● **Written instruction**:
Repeat the data that follows, word for word, without the images.

● **Recorded data**:
::::

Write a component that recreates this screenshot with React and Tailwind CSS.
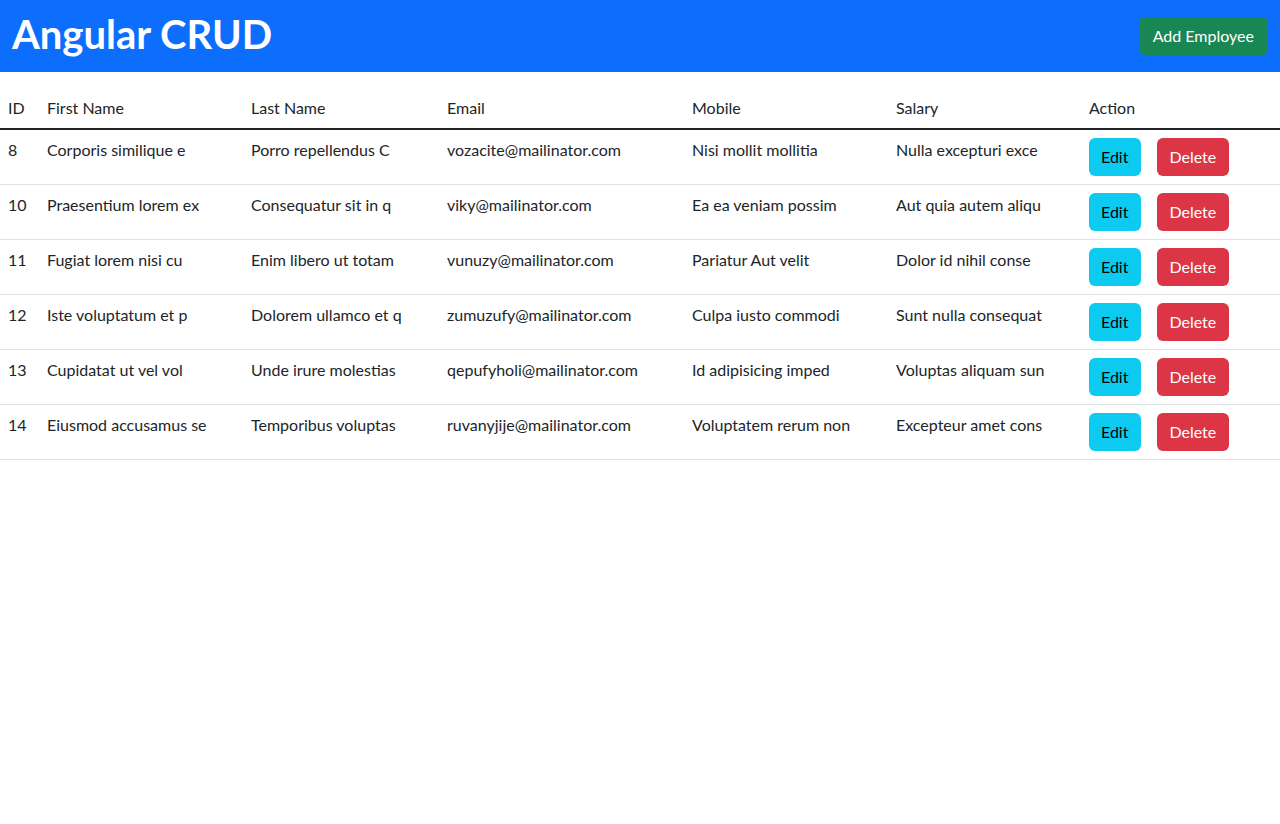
import { useState } from 'react';

const initialEmployees = [
  { id: 8, firstName: 'Corporis similique e', lastName: 'Porro repellendus C', email: 'vozacite@mailinator.com', mobile: 'Nisi mollit mollitia', salary: 'Nulla excepturi exce' },
  { id: 10, firstName: 'Praesentium lorem ex', lastName: 'Consequatur sit in q', email: 'viky@mailinator.com', mobile: 'Ea ea veniam possim', salary: 'Aut quia autem aliqu' },
  { id: 11, firstName: 'Fugiat lorem nisi cu', lastName: 'Enim libero ut totam', email: 'vunuzy@mailinator.com', mobile: 'Pariatur Aut velit', salary: 'Dolor id nihil conse' },
  { id: 12, firstName: 'Iste voluptatum et p', lastName: 'Dolorem ullamco et q', email: 'zumuzufy@mailinator.com', mobile: 'Culpa iusto commodi', salary: 'Sunt nulla consequat' },
  { id: 13, firstName: 'Cupidatat ut vel vol', lastName: 'Unde irure molestias', email: 'qepufyholi@mailinator.com', mobile: 'Id adipisicing imped', salary: 'Voluptas aliquam sun' },
  { id: 14, firstName: 'Eiusmod accusamus se', lastName: 'Temporibus voluptas', email: 'ruvanyjije@mailinator.com', mobile: 'Voluptatem rerum non', salary: 'Excepteur amet cons' },
];

const App = () => {
  const [employees, setEmployees] = useState(initialEmployees);

  const handleDelete = (id) => {
    setEmployees(employees.filter((e) => e.id !== id));
  };

  return (
    <div className="min-h-screen bg-white text-[#212529] font-['Lato',sans-serif]">
      {/* Navbar */}
      <nav className="bg-[#0d6efd] h-[72px] px-3 flex items-center justify-between">
        <h1 className="text-white text-[40px] font-bold leading-none -mt-1">Angular CRUD</h1>
        <button className="bg-[#198754] text-white text-base leading-6 px-[14px] py-[7px] rounded-md">
          Add Employee
        </button>
      </nav>

      {/* Table */}
      <table className="w-full mt-4 text-base leading-6 text-left border-collapse">
        <thead>
          <tr className="border-b-2 border-[#212529]">
            <th className="font-normal p-2 w-[39px]">ID</th>
            <th className="font-normal p-2 w-[204px]">First Name</th>
            <th className="font-normal p-2 w-[196px]">Last Name</th>
            <th className="font-normal p-2 w-[245px]">Email</th>
            <th className="font-normal p-2 w-[204px]">Mobile</th>
            <th className="font-normal p-2 w-[193px]">Salary</th>
            <th className="font-normal p-2">Action</th>
          </tr>
        </thead>
        <tbody>
          {employees.map((emp) => (
            <tr key={emp.id} className="border-b border-[#dee2e6] align-top">
              <td className="p-2">{emp.id}</td>
              <td className="p-2">{emp.firstName}</td>
              <td className="p-2">{emp.lastName}</td>
              <td className="p-2">{emp.email}</td>
              <td className="p-2">{emp.mobile}</td>
              <td className="p-2">{emp.salary}</td>
              <td className="p-2">
                <div className="flex gap-4">
                  <button className="bg-[#0dcaf0] text-black pl-3 pr-[13px] py-[7px] rounded-md">Edit</button>
                  <button
                    onClick={() => handleDelete(emp.id)}
                    className="bg-[#dc3545] text-white pl-3 pr-[13px] py-[7px] rounded-md"
                  >
                    Delete
                  </button>
                </div>
              </td>
            </tr>
          ))}
        </tbody>
      </table>
    </div>
  );
};

export default App;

::::

● **Task response**:
Write a component that recreates this screenshot with React and Tailwind CSS.
import { useState } from 'react';

const initialEmployees = [
  { id: 8, firstName: 'Corporis similique e', lastName: 'Porro repellendus C', email: 'vozacite@mailinator.com', mobile: 'Nisi mollit mollitia', salary: 'Nulla excepturi exce' },
  { id: 10, firstName: 'Praesentium lorem ex', lastName: 'Consequatur sit in q', email: 'viky@mailinator.com', mobile: 'Ea ea veniam possim', salary: 'Aut quia autem aliqu' },
  { id: 11, firstName: 'Fugiat lorem nisi cu', lastName: 'Enim libero ut totam', email: 'vunuzy@mailinator.com', mobile: 'Pariatur Aut velit', salary: 'Dolor id nihil conse' },
  { id: 12, firstName: 'Iste voluptatum et p', lastName: 'Dolorem ullamco et q', email: 'zumuzufy@mailinator.com', mobile: 'Culpa iusto commodi', salary: 'Sunt nulla consequat' },
  { id: 13, firstName: 'Cupidatat ut vel vol', lastName: 'Unde irure molestias', email: 'qepufyholi@mailinator.com', mobile: 'Id adipisicing imped', salary: 'Voluptas aliquam sun' },
  { id: 14, firstName: 'Eiusmod accusamus se', lastName: 'Temporibus voluptas', email: 'ruvanyjije@mailinator.com', mobile: 'Voluptatem rerum non', salary: 'Excepteur amet cons' },
];

const App = () => {
  const [employees, setEmployees] = useState(initialEmployees);

  const handleDelete = (id) => {
    setEmployees(employees.filter((e) => e.id !== id));
  };

  return (
    <div className="min-h-screen bg-white text-[#212529] font-['Lato',sans-serif]">
      {/* Navbar */}
      <nav className="bg-[#0d6efd] h-[72px] px-3 flex items-center justify-between">
        <h1 className="text-white text-[40px] font-bold leading-none -mt-1">Angular CRUD</h1>
        <button className="bg-[#198754] text-white text-base leading-6 px-[14px] py-[7px] rounded-md">
          Add Employee
        </button>
      </nav>

      {/* Table */}
      <table className="w-full mt-4 text-base leading-6 text-left border-collapse">
        <thead>
          <tr className="border-b-2 border-[#212529]">
            <th className="font-normal p-2 w-[39px]">ID</th>
            <th className="font-normal p-2 w-[204px]">First Name</th>
            <th className="font-normal p-2 w-[196px]">Last Name</th>
            <th className="font-normal p-2 w-[245px]">Email</th>
            <th className="font-normal p-2 w-[204px]">Mobile</th>
            <th className="font-normal p-2 w-[193px]">Salary</th>
            <th className="font-normal p-2">Action</th>
          </tr>
        </thead>
        <tbody>
          {employees.map((emp) => (
            <tr key={emp.id} className="border-b border-[#dee2e6] align-top">
              <td className="p-2">{emp.id}</td>
              <td className="p-2">{emp.firstName}</td>
              <td className="p-2">{emp.lastName}</td>
              <td className="p-2">{emp.email}</td>
              <td className="p-2">{emp.mobile}</td>
              <td className="p-2">{emp.salary}</td>
              <td className="p-2">
                <div className="flex gap-4">
                  <button className="bg-[#0dcaf0] text-black pl-3 pr-[13px] py-[7px] rounded-md">Edit</button>
                  <button
                    onClick={() => handleDelete(emp.id)}
                    className="bg-[#dc3545] text-white pl-3 pr-[13px] py-[7px] rounded-md"
                  >
                    Delete
                  </button>
                </div>
              </td>
            </tr>
          ))}
        </tbody>
      </table>
    </div>
  );
};

export default App;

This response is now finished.